Having to manage those hordes of shit was fantastically difficult. It's not "The Sims" you can't just drag everything to a taskbar and exchange it for cash. The time investment alone of trying to auction or yard sale or swap-meet everything makes it almost completely worthless to attempt.
The number of things I managed to recover and sell that weren't improperly stored and had value was probably less than a couple thousand dollars in various antiques, which took me years to sort out and find buyers for. From nearly forty years of accumulated shit that cost more to store than could have ever generated in return.
I know you mean well, and I hate to say it, but this is roughly equivalent to telling a depressed person to "cheer up".
I'm well aware of the burden this would leave someone having to clear out my house, because I'm the one with that same burden right now. This is not the motivation someone in good mental health might think it would be.

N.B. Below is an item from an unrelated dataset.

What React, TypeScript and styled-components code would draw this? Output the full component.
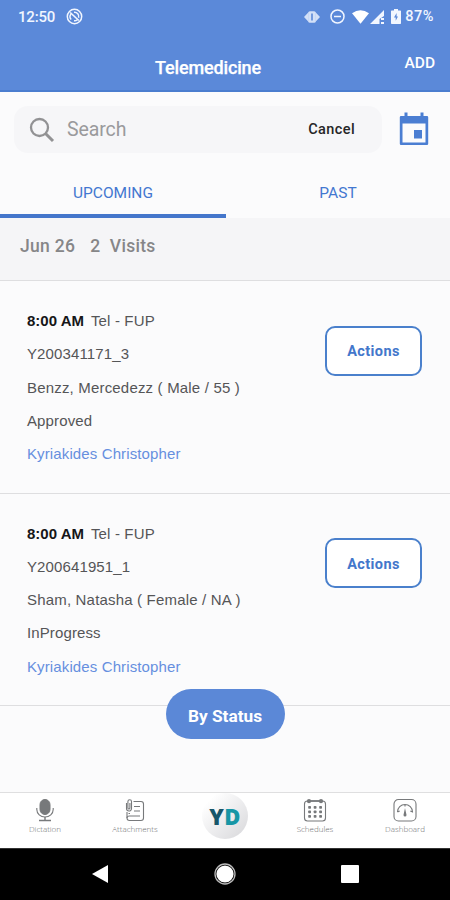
import React from "react";
import styled, { createGlobalStyle } from "styled-components";

const BLUE = "#5b89d9";
const INK_BLUE = "#4377d0";

const GlobalStyle = createGlobalStyle`
  *, *::before, *::after { box-sizing: border-box; }
  body { margin: 0; background: #fbfbfc; }
  button { font: inherit; padding: 0; border: 0; background: none; }
  svg { display: block; flex: none; }
`;

const Screen = styled.div`
  width: 450px;
  height: 900px;
  display: flex;
  flex-direction: column;
  overflow: hidden;
  background: #fbfbfc;
  font-family: Roboto, sans-serif;
`;

const Top = styled.header`
  height: 92px;
  flex: none;
  background: ${BLUE};
  border-bottom: 2px solid #4b7dcf;
  color: #fff;
`;

const StatusBar = styled.div`
  height: 33px;
  padding: 0 16px 0 18px;
  display: flex;
  align-items: center;
  justify-content: space-between;
  color: #f1f6ff;
`;

const StatusGroup = styled.div<{ $gap: number }>`
  display: flex;
  align-items: center;
  gap: ${(p) => p.$gap}px;
`;

const Clock = styled.span`
  font: 500 15px/18px Roboto, sans-serif;
  letter-spacing: -0.2px;
`;

const Charge = styled.span`
  font: 500 14.5px/18px Roboto, sans-serif;
  letter-spacing: 0.5px;
`;

const TitleBar = styled.div`
  height: 57px;
  padding: 0 15px;
  display: grid;
  grid-template-columns: 1fr auto 1fr;
`;

const Title = styled.h1`
  grid-column: 2;
  margin: 24px 34px 0 0;
  font: 500 18px/22px Roboto, sans-serif;
  letter-spacing: -0.15px;
  -webkit-text-stroke: 0.25px #fff;
`;

const AddButton = styled.button`
  justify-self: end;
  align-self: start;
  margin-top: 21px;
  color: #fff;
  && { font: 500 15.5px/18px Roboto, sans-serif; }
`;

const SearchRow = styled.div`
  height: 75px;
  flex: none;
  padding: 14px 21px 0 14px;
  display: flex;
  align-items: flex-start;
  justify-content: space-between;
`;

const SearchField = styled.div`
  width: 368px;
  height: 47px;
  padding: 0 27px 0 15px;
  display: flex;
  align-items: center;
  border-radius: 14px;
  background: #f6f6f8;
`;

const Placeholder = styled.span`
  margin-left: 12px;
  flex: 1;
  font: 400 19.5px/24px Roboto, sans-serif;
  letter-spacing: -0.1px;
  color: #9a9a9c;
`;

const Cancel = styled.button`
  color: #262628;
  && { font: 500 14.5px/18px Roboto, sans-serif; letter-spacing: 0.4px; }
`;

const CalendarButton = styled.button`
  margin-top: 6px;
`;

const Tabs = styled.div`
  height: 51px;
  flex: none;
  display: grid;
  grid-template-columns: 226px 1fr;
`;

const Tab = styled.button<{ $active?: boolean }>`
  padding-top: 4px;
  color: ${INK_BLUE};
  border-bottom: 4px solid ${(p) => (p.$active ? "#4476cb" : "transparent")};
  && { font: 400 15.5px/18px Roboto, sans-serif; letter-spacing: 0; }
`;

const SectionHead = styled.div`
  height: 63px;
  flex: none;
  padding: 17px 20px 0;
  display: flex;
  gap: 15px;
  border-bottom: 1px solid #dedee0;
  background: #f5f5f7;
  color: #868688;
  font: 500 17.5px/22px Roboto, sans-serif;
  letter-spacing: 0.3px;
  white-space: pre;
`;

const Card = styled.article`
  height: 212.5px;
  flex: none;
  padding: 23px 28px 0 27px;
  display: flex;
  justify-content: space-between;
  border-bottom: 1px solid #dedee0;
  font-family: "Liberation Sans", sans-serif;
`;

const Lines = styled.div`
  display: flex;
  flex-direction: column;
`;

const Line = styled.div<{ $link?: boolean; $track?: number }>`
  height: 33.3px;
  font-size: 15px;
  line-height: 34px;
  letter-spacing: ${(p) => p.$track ?? 0.12}px;
  white-space: pre;
  color: ${(p) => (p.$link ? "#668fdf" : "#555557")};
`;

const Time = styled.b`
  margin-right: 7px;
  letter-spacing: 0;
  color: #161618;
`;

const ActionButton = styled.button`
  width: 97px;
  height: 50px;
  margin-top: 21.5px;
  padding-top: 3px;
  border: 2px solid #4a80cc;
  border-radius: 10px;
  background: #fff;
  color: #4377cb;
  && { font: 700 14.5px/18px Roboto, sans-serif; letter-spacing: 0.4px; }
`;

const ListFoot = styled.div`
  flex: 1;
  display: flex;
  justify-content: center;
`;

const StatusButton = styled.button`
  position: relative;
  width: 119px;
  height: 50px;
  margin-top: -17px;
  padding-top: 3px;
  border-radius: 25px;
  background: #5b88d7;
  color: #fff;
  && { font: 700 17.3px/20px Roboto, sans-serif; letter-spacing: 0; }
`;

const BottomTabs = styled.nav`
  height: 56px;
  flex: none;
  display: grid;
  grid-template-columns: repeat(5, 1fr);
  border-top: 1px solid #dfdfe0;
  background: #fff;
`;

const BottomTab = styled.div`
  padding-top: 5px;
  display: flex;
  flex-direction: column;
  align-items: center;
  color: #77797b;
`;

const TabLabel = styled.span`
  margin-top: 2px;
  font: 300 8px/10px "Open Sans", sans-serif;
  letter-spacing: 0;
  color: #6c6e70;
`;

const Logo = styled.div`
  width: 46px;
  height: 46px;
  margin-top: -5px;
  display: flex;
  align-items: center;
  justify-content: center;
  border-radius: 50%;
  background: linear-gradient(135deg, #fff 15%, #d9d9dc 95%);
  font: 800 22px/46px "Open Sans", sans-serif;
  letter-spacing: 0.3px;
  color: #1696a5;
`;

const LogoDark = styled.span`
  color: #17566a;
`;

const SystemNav = styled.div`
  height: 52px;
  flex: none;
  padding: 0 37px 2px;
  display: grid;
  grid-template-columns: repeat(3, 1fr);
  place-items: center;
  border-top: 1px solid #333;
  background: #000;
`;

const visits = [
  { id: "Y200341171_3", patient: "Benzz, Mercedezz ( Male / 55 )", status: "Approved" },
  { id: "Y200641951_1", patient: "Sham, Natasha ( Female / NA )", status: "InProgress" },
];

const SyncIcon = () => (
  <svg width="17" height="17" viewBox="0 0 17 17" fill="none" stroke="currentColor">
    <circle cx="8.5" cy="8.5" r="7.2" strokeWidth="1.5" />
    <path d="M5.200 11.500A4.300 4.300 0 0 1 5 6M8 4.300a4.300 4.300 0 0 1 4.600 5.500M11.300 11.800a4.300 4.300 0 0 1-3.300 1" strokeWidth="1.5" />
    <path d="M4.200 4.500l8.600 8" strokeWidth="1.7" />
  </svg>
);

const VibrateIcon = () => (
  <svg width="16" height="14" viewBox="0 0 16 14" fill="currentColor" opacity=".8">
    <path d="M4.700 2L0 7l4.700 5zM11.300 2L16 7l-4.700 5z" />
    <rect x="4.300" y="1.200" width="7.400" height="11.600" rx="1.500" />
    <rect x="7.200" y="3.500" width="1.600" height="7" fill={BLUE} />
  </svg>
);

const DndIcon = () => (
  <svg width="15" height="15" viewBox="0 0 15 15" fill="none" stroke="currentColor" strokeWidth="1.500">
    <circle cx="7.500" cy="7.500" r="6.500" />
    <path d="M4 7.500h7" />
  </svg>
);

const WifiIcon = () => (
  <svg width="17" height="14" viewBox="0 0 17 14" fill="#fff">
    <path d="M0 3.200Q8.500-2.800 17 3.200L8.500 13.800z" />
  </svg>
);

const SignalIcon = () => (
  <svg width="14" height="14" viewBox="0 0 14 14" fill="currentColor">
    <path d="M0 14L14 0v6L9.500 9v5z" />
    <path d="M11 8h3v2h-3zM11 12h3v2h-3z" />
  </svg>
);

const BatteryIcon = () => (
  <svg width="10" height="15" viewBox="0 0 10 15" fill="currentColor">
    <path d="M3 0h4v1.500h2.300q.7 0 .7.700v12q0 .8-.7.800H.700q-.7 0-.7-.8v-12q0-.7.700-.7H3z" />
    <path d="M5.600 4L3 8.600h1.700v3.100L7 7.400H5.600z" fill={BLUE} />
  </svg>
);

const SearchIcon = () => (
  <svg width="26" height="26" viewBox="0 0 26 26" fill="none" stroke="#929294" strokeWidth="2.300">
    <circle cx="10.500" cy="10.500" r="8.500" />
    <path d="M16.500 16.500l7.500 7.500" strokeWidth="3" />
  </svg>
);

const CalendarIcon = () => (
  <svg width="30" height="34" viewBox="0 0 30 34" fill="#4b7ed2">
    <path d="M2 4h26q1.200 0 1.200 1.200v26.600q0 1.200-1.200 1.200H2q-1.200 0-1.200-1.200V5.200Q.8 4 2 4zM3.500 11.500v19h23v-19z" fillRule="evenodd" />
    <path d="M5.500 .5h3v4h-3zM21.500 .5h3v4h-3zM15 18h8v8.500h-8z" />
  </svg>
);

const MicIcon = () => (
  <svg width="20" height="24" viewBox="0 0 20 24" fill="none" stroke="currentColor">
    <rect x="5" y="1.500" width="10" height="15" rx="5" fill="currentColor" />
    <path d="M1.800 10v1.500a8.200 7.500 0 0 0 16.400 0V10" strokeWidth="1.100" />
    <path d="M10 19v3.500M4 22.500h12" strokeWidth="1.400" />
  </svg>
);

const AttachIcon = () => (
  <svg width="20" height="24" viewBox="0 0 20 24" fill="none" stroke="currentColor" strokeWidth="1.100">
    <path d="M8.500 3.500h7.500q2.500 0 2.500 2.500v14q0 2.500-2.500 2.500H4.500Q2 22.500 2 20v-6" />
    <path d="M2 20q0-2 2.500-2H15M9 8.500h6M9 13h6M5 15.500H3.500" />
    <path d="M1.500 5v5.500a2.500 2.500 0 0 0 5 0V3.500a1.800 1.800 0 0 0-3.600 0v6.500a1 1 0 0 0 2 0V5" />
  </svg>
);

const dots = [9, 13.500, 18];

const ScheduleIcon = () => (
  <svg width="24" height="24" viewBox="0 0 24 24" fill="none" stroke="currentColor" strokeWidth="1.100">
    <rect x="1.500" y="3" width="21" height="20" rx="3" />
    <path d="M7 3h10" strokeWidth="1.700" />
    {[6, 18].map((x) => (
      <circle key={x} cx={x} cy="3.200" r="2.100" fill="currentColor" stroke="none" />
    ))}
    {dots.map((y) =>
      [6.500, 12, 17.500].map((x) => (
        <rect key={`${x}-${y}`} x={x - 1.300} y={y - 1} width="2.800" height="2.800" rx=".7" fill="currentColor" stroke="none" />
      ))
    )}
  </svg>
);

const DashboardIcon = () => (
  <svg width="24" height="24" viewBox="0 0 24 24" fill="none" stroke="currentColor" strokeWidth="1.100">
    <rect x="1" y="1.500" width="22" height="21.500" rx="4.500" />
    <path d="M4.500 14a7.500 7.500 0 0 1 15 0l-2.200-1M4.500 14l2.200-1M12 6.500v2" />
    <path d="M12 10l1.500 7q0 1.500-1.500 1.500t-1.500-1.500z" fill="currentColor" stroke="none" />
  </svg>
);

export default function App() {
  return (
    <>
      <GlobalStyle />
      <Screen>
        <Top>
          <StatusBar>
            <StatusGroup $gap={11}>
              <Clock>12:50</Clock>
              <SyncIcon />
            </StatusGroup>
            <StatusGroup $gap={4}>
              <StatusGroup $gap={7}>
                <StatusGroup $gap={10}>
                  <VibrateIcon />
                  <DndIcon />
                </StatusGroup>
                <StatusGroup $gap={1}>
                  <WifiIcon />
                  <SignalIcon />
                </StatusGroup>
                <BatteryIcon />
              </StatusGroup>
              <Charge>87%</Charge>
            </StatusGroup>
          </StatusBar>
          <TitleBar>
            <Title>Telemedicine</Title>
            <AddButton>ADD</AddButton>
          </TitleBar>
        </Top>
        <SearchRow>
          <SearchField>
            <SearchIcon />
            <Placeholder>Search</Placeholder>
            <Cancel>Cancel</Cancel>
          </SearchField>
          <CalendarButton aria-label="Calendar">
            <CalendarIcon />
          </CalendarButton>
        </SearchRow>
        <Tabs>
          <Tab $active>UPCOMING</Tab>
          <Tab>PAST</Tab>
        </Tabs>
        <SectionHead>
          <span>Jun 26</span>
          <span>{"2  Visits"}</span>
        </SectionHead>
        {visits.map((v) => (
          <Card key={v.id}>
            <Lines>
              <Line $track={0.15}>
                <Time>8:00 AM</Time>Tel - FUP
              </Line>
              <Line>{v.id}</Line>
              <Line $track={0.18}>{v.patient}</Line>
              <Line>{v.status}</Line>
              <Line $link>Kyriakides Christopher</Line>
            </Lines>
            <ActionButton>Actions</ActionButton>
          </Card>
        ))}
        <ListFoot>
          <StatusButton>By Status</StatusButton>
        </ListFoot>
        <BottomTabs>
          <BottomTab>
            <MicIcon />
            <TabLabel>Dictation</TabLabel>
          </BottomTab>
          <BottomTab>
            <AttachIcon />
            <TabLabel>Attachments</TabLabel>
          </BottomTab>
          <BottomTab>
            <Logo>
              <LogoDark>Y</LogoDark>D
            </Logo>
          </BottomTab>
          <BottomTab>
            <ScheduleIcon />
            <TabLabel>Schedules</TabLabel>
          </BottomTab>
          <BottomTab>
            <DashboardIcon />
            <TabLabel>Dashboard</TabLabel>
          </BottomTab>
        </BottomTabs>
        <SystemNav>
          <svg width="16" height="18" viewBox="0 0 16 18" fill="#fff">
            <path d="M16 0v18L0 9z" />
          </svg>
          <svg width="22" height="22" viewBox="0 0 22 22">
            <circle cx="11" cy="11" r="10" fill="none" stroke="#bbb" strokeWidth="1.300" />
            <circle cx="11" cy="11" r="8.600" fill="#fff" />
          </svg>
          <svg width="18" height="18" viewBox="0 0 18 18" fill="#fff">
            <rect width="18" height="18" rx="1" />
          </svg>
        </SystemNav>
      </Screen>
    </>
  );
}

Mental illness does not imply stupidity. I mean, I'm plenty stupid a lot of the time, but the two aren't connected. And I can see the problem where a lot of hoarders can't. And yet, if I was capable of fixing the problem, it wouldn't have existed in the first place.
I am well aware of how mental illness works. I am saying don't leave it on people, nothing more and nothing less. Your mental illness may not be your fault but it is your responsibility.
Strange how this is one of those cases where someone who is clearly incompetent to meet a responsibility must nonetheless meet it. I should maybe pick myself up by my bootstraps while I'm at it.